I can’t do anything about your hectic schedule, but I can show you how to tackle these fundamental maintenance tasks. Knowing how to perform them can keep your car cruising down the highway and help you avoid big repair bills down the road. Maintaining proper air pressure in your tires will ensure that you get good gas mileage, too!
Underhood checks: Since the mid-2000s, most engine bays have turned into a sea of plastic covers that prevent you from seeing the actual engine. That’s not a bad thing, though. These covers protect the electric components and offer insulation from heat and noise. Don’t let all this plastic intimidate you! Most manufactures color-code their engine bays so we know where to check our fluids. The engine bay you see here has everything we can check marked with yellow tags.
To check fluids accurately, make sure that your car is parked on level ground. Also, make sure to wipe dipsticks clean before you check levels. (You probably already knew that, didn’t you?) Here are a few other things to keep in mind:
* Most fluids like engine oil, coolant, and power steering fluid are perfectly fine if they’re between their minimum and maximum levels. (FYI, it’s normal for some cars to use around one liter of oil between changes.)
* To check transmission fluid you might need to have the engine running, so be careful.
* Brake fluid is the oddball fluid to check. You should never take the cap off the brake fluid reservoir. Brake fluid is hygroscopic, meaning that it absorbs moisture, and moisture is the enemy of brake fluid. If the fluid is low in the reservoir that’s normally a sign that you’re due for brake work or that there’s a leak.
Tire pressures To check the air pressure in your tires, you’ll need to purchase a proper gauge. (Don’t worry, they’re not expensive.) With that in hand, simply remove the dust cap on your tire’s valve stem and firmly press the gauge against the end of the stem. Digital gauges will show the pressure reading on a screen, while old-school gauges usually have a white stick that pops out from the opposite end, revealing the air pressure. Pressure is measured in pounds-per-square-inch, or PSI.
Now, you can compare your reading to what the manufacturer of your car recommends. That information is usually found on a sticker on the driver’s door jamb or in the owners manual. It’s very important to follow the automaker’s recommendation and not the maximum PSI labelled on the side of the tire.
One other thing to note: don’t test your tires immediately after driving. Let your car sit a few hours, or even overnight. When a tire is hot, the air in the tire will have expanded slightly, giving you a higher-than-accurate pressure reading. Nitrogen-inflated tires may not fluctuate much or at all, but it’s still best to test them at a cold temperature. Nitrogen-filled tires can be identified by a green valve stem cap.

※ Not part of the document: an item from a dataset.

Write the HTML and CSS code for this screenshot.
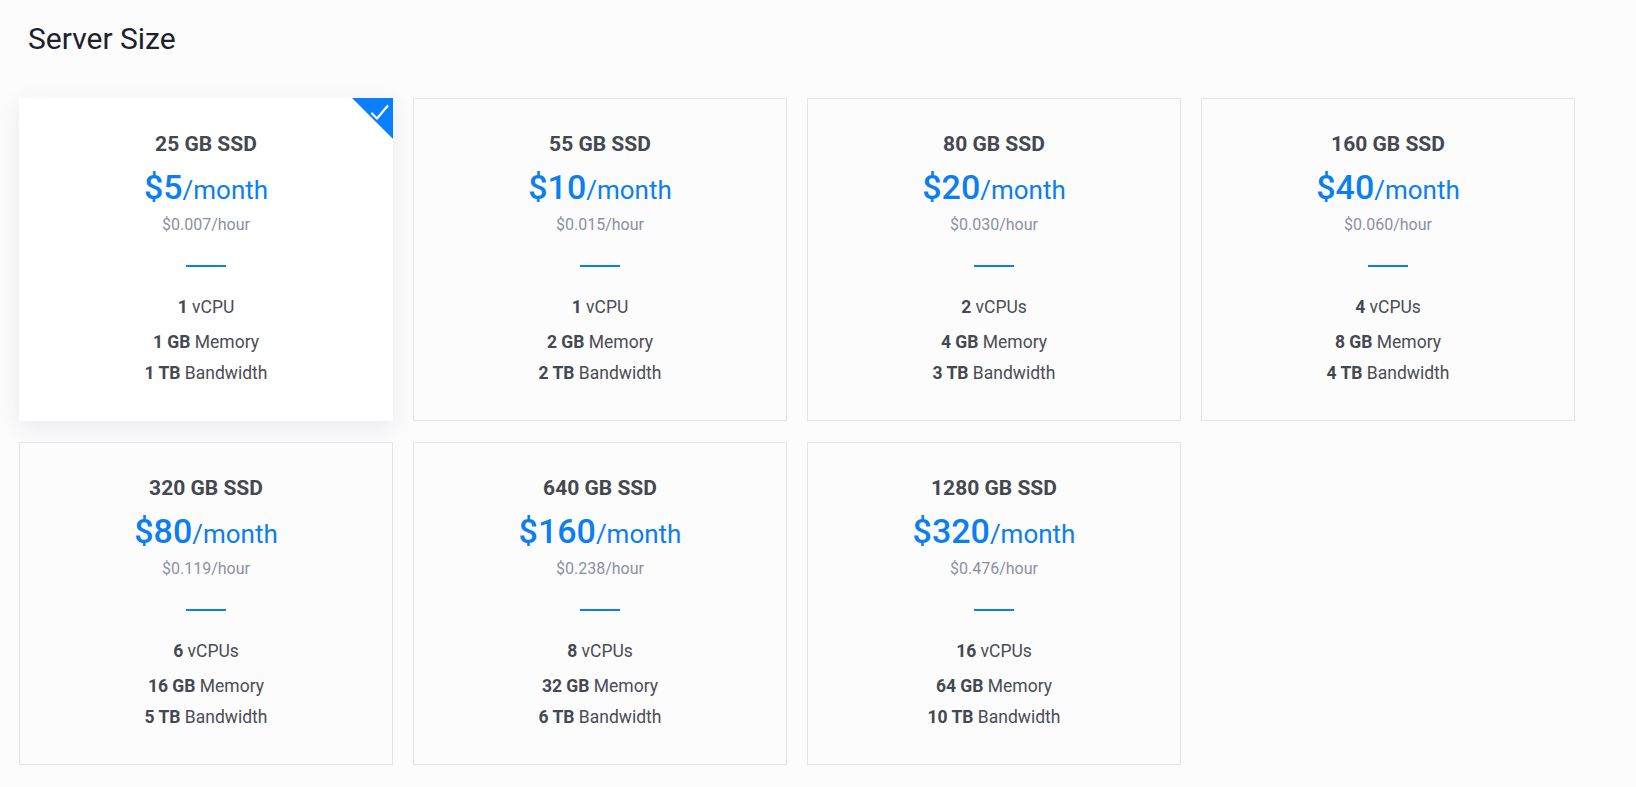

Phew! That wasn’t so hard, right? Checking your own fluids and tire pressure is an easy way to get to know your vehicle. I suggest doing these checks about once a month. The couple of minutes you spend under the hood or crouched by your tires can save your from driving on a flat or hurting your engine by running it low on oil. Check your car with confidence, and keep it running in tip top shape!